Given information
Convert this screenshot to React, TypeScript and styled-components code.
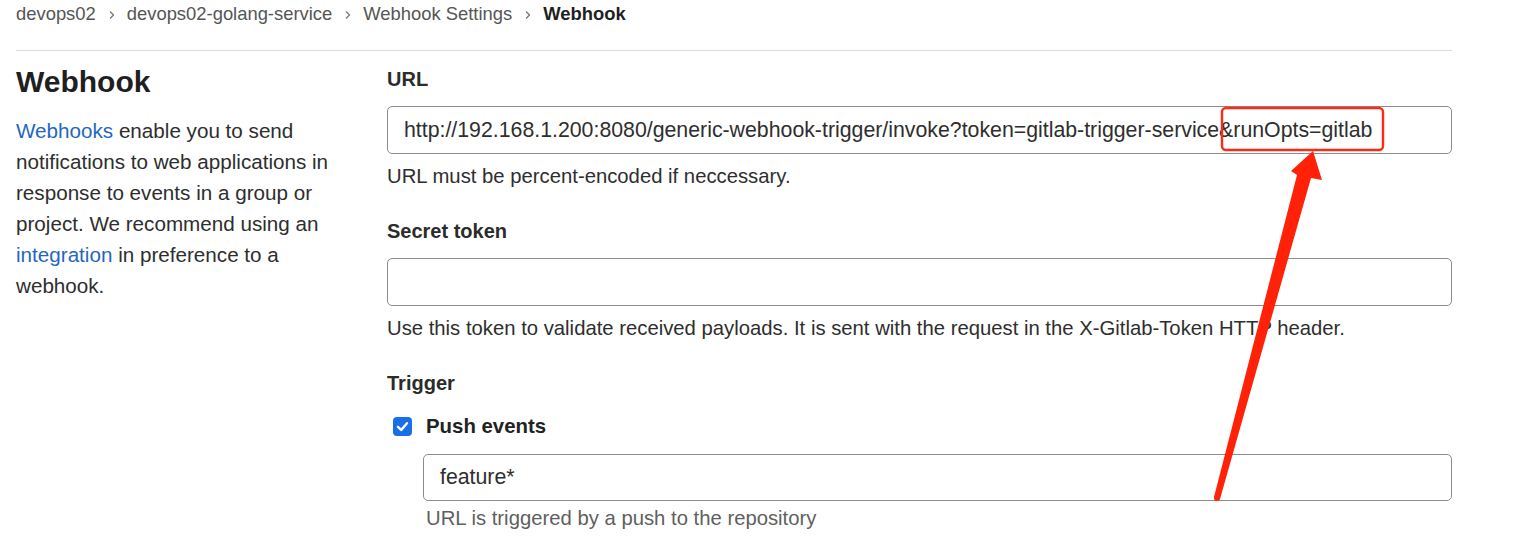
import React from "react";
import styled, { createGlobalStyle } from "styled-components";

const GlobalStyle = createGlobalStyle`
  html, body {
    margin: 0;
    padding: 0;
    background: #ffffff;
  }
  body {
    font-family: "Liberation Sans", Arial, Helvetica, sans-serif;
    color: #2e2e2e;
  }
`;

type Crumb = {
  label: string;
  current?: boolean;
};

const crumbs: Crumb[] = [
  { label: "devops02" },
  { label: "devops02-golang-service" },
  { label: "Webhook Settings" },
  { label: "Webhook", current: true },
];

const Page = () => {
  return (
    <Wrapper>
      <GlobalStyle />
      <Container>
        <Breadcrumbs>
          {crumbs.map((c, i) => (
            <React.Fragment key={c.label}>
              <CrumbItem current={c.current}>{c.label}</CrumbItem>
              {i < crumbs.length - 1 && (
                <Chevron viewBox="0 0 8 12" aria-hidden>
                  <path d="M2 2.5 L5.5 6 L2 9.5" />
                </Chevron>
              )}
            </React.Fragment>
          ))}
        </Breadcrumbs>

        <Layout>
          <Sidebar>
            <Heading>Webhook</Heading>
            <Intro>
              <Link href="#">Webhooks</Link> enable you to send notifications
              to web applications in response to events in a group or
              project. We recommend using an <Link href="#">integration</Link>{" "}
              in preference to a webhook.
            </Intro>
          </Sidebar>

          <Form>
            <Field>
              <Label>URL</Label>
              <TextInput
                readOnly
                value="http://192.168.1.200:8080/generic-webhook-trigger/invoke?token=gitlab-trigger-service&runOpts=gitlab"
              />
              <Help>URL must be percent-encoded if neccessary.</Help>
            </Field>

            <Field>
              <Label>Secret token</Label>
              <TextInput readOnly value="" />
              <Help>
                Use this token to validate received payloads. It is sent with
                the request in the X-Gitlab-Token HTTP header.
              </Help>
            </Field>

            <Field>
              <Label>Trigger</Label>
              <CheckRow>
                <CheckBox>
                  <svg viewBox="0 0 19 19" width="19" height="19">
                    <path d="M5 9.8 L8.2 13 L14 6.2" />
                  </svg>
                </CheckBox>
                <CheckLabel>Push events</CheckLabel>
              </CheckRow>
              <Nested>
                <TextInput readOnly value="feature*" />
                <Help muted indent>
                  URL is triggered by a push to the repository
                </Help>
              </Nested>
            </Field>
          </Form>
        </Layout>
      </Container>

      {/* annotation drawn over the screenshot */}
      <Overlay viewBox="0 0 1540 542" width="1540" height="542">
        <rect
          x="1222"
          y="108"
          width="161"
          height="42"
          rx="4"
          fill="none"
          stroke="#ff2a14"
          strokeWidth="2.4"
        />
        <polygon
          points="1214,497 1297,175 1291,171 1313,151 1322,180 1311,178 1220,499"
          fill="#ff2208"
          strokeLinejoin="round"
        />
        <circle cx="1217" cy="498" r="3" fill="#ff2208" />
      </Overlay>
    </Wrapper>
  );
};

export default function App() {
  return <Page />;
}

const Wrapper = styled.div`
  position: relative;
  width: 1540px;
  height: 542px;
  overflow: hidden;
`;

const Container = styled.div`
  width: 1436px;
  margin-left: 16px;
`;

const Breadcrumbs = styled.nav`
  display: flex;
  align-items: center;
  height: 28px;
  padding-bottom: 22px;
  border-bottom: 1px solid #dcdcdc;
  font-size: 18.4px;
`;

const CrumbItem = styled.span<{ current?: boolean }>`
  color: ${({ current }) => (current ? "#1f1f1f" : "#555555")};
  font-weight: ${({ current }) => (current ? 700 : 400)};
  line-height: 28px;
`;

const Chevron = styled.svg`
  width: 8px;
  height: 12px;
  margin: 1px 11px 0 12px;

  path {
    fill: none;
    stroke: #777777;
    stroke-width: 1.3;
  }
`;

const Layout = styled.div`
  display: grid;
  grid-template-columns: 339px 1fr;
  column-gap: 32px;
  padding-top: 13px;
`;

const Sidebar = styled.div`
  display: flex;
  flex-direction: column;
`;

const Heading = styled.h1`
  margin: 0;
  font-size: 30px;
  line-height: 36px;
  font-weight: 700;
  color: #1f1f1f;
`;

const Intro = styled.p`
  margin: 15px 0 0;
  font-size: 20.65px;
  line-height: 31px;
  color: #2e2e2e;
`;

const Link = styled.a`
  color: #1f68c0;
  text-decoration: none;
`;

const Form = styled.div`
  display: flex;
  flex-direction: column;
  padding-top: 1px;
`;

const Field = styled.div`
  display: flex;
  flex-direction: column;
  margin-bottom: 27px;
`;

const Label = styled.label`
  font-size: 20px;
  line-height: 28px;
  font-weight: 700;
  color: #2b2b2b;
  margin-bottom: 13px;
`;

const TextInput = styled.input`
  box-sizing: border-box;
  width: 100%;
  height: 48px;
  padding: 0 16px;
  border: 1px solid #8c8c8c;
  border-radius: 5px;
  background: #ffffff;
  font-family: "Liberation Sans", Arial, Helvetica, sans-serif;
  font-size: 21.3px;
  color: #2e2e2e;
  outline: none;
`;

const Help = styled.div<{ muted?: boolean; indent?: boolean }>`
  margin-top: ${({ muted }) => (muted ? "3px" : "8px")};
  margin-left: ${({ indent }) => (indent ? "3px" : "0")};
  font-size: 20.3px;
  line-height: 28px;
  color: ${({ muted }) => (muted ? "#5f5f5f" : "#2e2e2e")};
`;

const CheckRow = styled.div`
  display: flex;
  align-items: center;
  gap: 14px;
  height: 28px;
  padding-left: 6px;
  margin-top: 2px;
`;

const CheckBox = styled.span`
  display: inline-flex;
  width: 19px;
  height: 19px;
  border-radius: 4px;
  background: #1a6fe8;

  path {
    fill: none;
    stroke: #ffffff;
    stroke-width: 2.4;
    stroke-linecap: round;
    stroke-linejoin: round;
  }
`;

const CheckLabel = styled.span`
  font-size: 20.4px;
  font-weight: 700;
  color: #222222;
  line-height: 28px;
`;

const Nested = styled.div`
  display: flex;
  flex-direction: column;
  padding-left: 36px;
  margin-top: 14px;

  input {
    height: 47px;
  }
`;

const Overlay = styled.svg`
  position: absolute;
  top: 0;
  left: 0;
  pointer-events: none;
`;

Instruction
Every line is to be duplicated exactly, though pictures stay out.

Solved problem
Convert this screenshot to React, TypeScript and styled-components code.
import React from "react";
import styled, { createGlobalStyle } from "styled-components";

const GlobalStyle = createGlobalStyle`
  html, body {
    margin: 0;
    padding: 0;
    background: #ffffff;
  }
  body {
    font-family: "Liberation Sans", Arial, Helvetica, sans-serif;
    color: #2e2e2e;
  }
`;

type Crumb = {
  label: string;
  current?: boolean;
};

const crumbs: Crumb[] = [
  { label: "devops02" },
  { label: "devops02-golang-service" },
  { label: "Webhook Settings" },
  { label: "Webhook", current: true },
];

const Page = () => {
  return (
    <Wrapper>
      <GlobalStyle />
      <Container>
        <Breadcrumbs>
          {crumbs.map((c, i) => (
            <React.Fragment key={c.label}>
              <CrumbItem current={c.current}>{c.label}</CrumbItem>
              {i < crumbs.length - 1 && (
                <Chevron viewBox="0 0 8 12" aria-hidden>
                  <path d="M2 2.5 L5.5 6 L2 9.5" />
                </Chevron>
              )}
            </React.Fragment>
          ))}
        </Breadcrumbs>

        <Layout>
          <Sidebar>
            <Heading>Webhook</Heading>
            <Intro>
              <Link href="#">Webhooks</Link> enable you to send notifications
              to web applications in response to events in a group or
              project. We recommend using an <Link href="#">integration</Link>{" "}
              in preference to a webhook.
            </Intro>
          </Sidebar>

          <Form>
            <Field>
              <Label>URL</Label>
              <TextInput
                readOnly
                value="http://192.168.1.200:8080/generic-webhook-trigger/invoke?token=gitlab-trigger-service&runOpts=gitlab"
              />
              <Help>URL must be percent-encoded if neccessary.</Help>
            </Field>

            <Field>
              <Label>Secret token</Label>
              <TextInput readOnly value="" />
              <Help>
                Use this token to validate received payloads. It is sent with
                the request in the X-Gitlab-Token HTTP header.
              </Help>
            </Field>

            <Field>
              <Label>Trigger</Label>
              <CheckRow>
                <CheckBox>
                  <svg viewBox="0 0 19 19" width="19" height="19">
                    <path d="M5 9.8 L8.2 13 L14 6.2" />
                  </svg>
                </CheckBox>
                <CheckLabel>Push events</CheckLabel>
              </CheckRow>
              <Nested>
                <TextInput readOnly value="feature*" />
                <Help muted indent>
                  URL is triggered by a push to the repository
                </Help>
              </Nested>
            </Field>
          </Form>
        </Layout>
      </Container>

      {/* annotation drawn over the screenshot */}
      <Overlay viewBox="0 0 1540 542" width="1540" height="542">
        <rect
          x="1222"
          y="108"
          width="161"
          height="42"
          rx="4"
          fill="none"
          stroke="#ff2a14"
          strokeWidth="2.4"
        />
        <polygon
          points="1214,497 1297,175 1291,171 1313,151 1322,180 1311,178 1220,499"
          fill="#ff2208"
          strokeLinejoin="round"
        />
        <circle cx="1217" cy="498" r="3" fill="#ff2208" />
      </Overlay>
    </Wrapper>
  );
};

export default function App() {
  return <Page />;
}

const Wrapper = styled.div`
  position: relative;
  width: 1540px;
  height: 542px;
  overflow: hidden;
`;

const Container = styled.div`
  width: 1436px;
  margin-left: 16px;
`;

const Breadcrumbs = styled.nav`
  display: flex;
  align-items: center;
  height: 28px;
  padding-bottom: 22px;
  border-bottom: 1px solid #dcdcdc;
  font-size: 18.4px;
`;

const CrumbItem = styled.span<{ current?: boolean }>`
  color: ${({ current }) => (current ? "#1f1f1f" : "#555555")};
  font-weight: ${({ current }) => (current ? 700 : 400)};
  line-height: 28px;
`;

const Chevron = styled.svg`
  width: 8px;
  height: 12px;
  margin: 1px 11px 0 12px;

  path {
    fill: none;
    stroke: #777777;
    stroke-width: 1.3;
  }
`;

const Layout = styled.div`
  display: grid;
  grid-template-columns: 339px 1fr;
  column-gap: 32px;
  padding-top: 13px;
`;

const Sidebar = styled.div`
  display: flex;
  flex-direction: column;
`;

const Heading = styled.h1`
  margin: 0;
  font-size: 30px;
  line-height: 36px;
  font-weight: 700;
  color: #1f1f1f;
`;

const Intro = styled.p`
  margin: 15px 0 0;
  font-size: 20.65px;
  line-height: 31px;
  color: #2e2e2e;
`;

const Link = styled.a`
  color: #1f68c0;
  text-decoration: none;
`;

const Form = styled.div`
  display: flex;
  flex-direction: column;
  padding-top: 1px;
`;

const Field = styled.div`
  display: flex;
  flex-direction: column;
  margin-bottom: 27px;
`;

const Label = styled.label`
  font-size: 20px;
  line-height: 28px;
  font-weight: 700;
  color: #2b2b2b;
  margin-bottom: 13px;
`;

const TextInput = styled.input`
  box-sizing: border-box;
  width: 100%;
  height: 48px;
  padding: 0 16px;
  border: 1px solid #8c8c8c;
  border-radius: 5px;
  background: #ffffff;
  font-family: "Liberation Sans", Arial, Helvetica, sans-serif;
  font-size: 21.3px;
  color: #2e2e2e;
  outline: none;
`;

const Help = styled.div<{ muted?: boolean; indent?: boolean }>`
  margin-top: ${({ muted }) => (muted ? "3px" : "8px")};
  margin-left: ${({ indent }) => (indent ? "3px" : "0")};
  font-size: 20.3px;
  line-height: 28px;
  color: ${({ muted }) => (muted ? "#5f5f5f" : "#2e2e2e")};
`;

const CheckRow = styled.div`
  display: flex;
  align-items: center;
  gap: 14px;
  height: 28px;
  padding-left: 6px;
  margin-top: 2px;
`;

const CheckBox = styled.span`
  display: inline-flex;
  width: 19px;
  height: 19px;
  border-radius: 4px;
  background: #1a6fe8;

  path {
    fill: none;
    stroke: #ffffff;
    stroke-width: 2.4;
    stroke-linecap: round;
    stroke-linejoin: round;
  }
`;

const CheckLabel = styled.span`
  font-size: 20.4px;
  font-weight: 700;
  color: #222222;
  line-height: 28px;
`;

const Nested = styled.div`
  display: flex;
  flex-direction: column;
  padding-left: 36px;
  margin-top: 14px;

  input {
    height: 47px;
  }
`;

const Overlay = styled.svg`
  position: absolute;
  top: 0;
  left: 0;
  pointer-events: none;
`;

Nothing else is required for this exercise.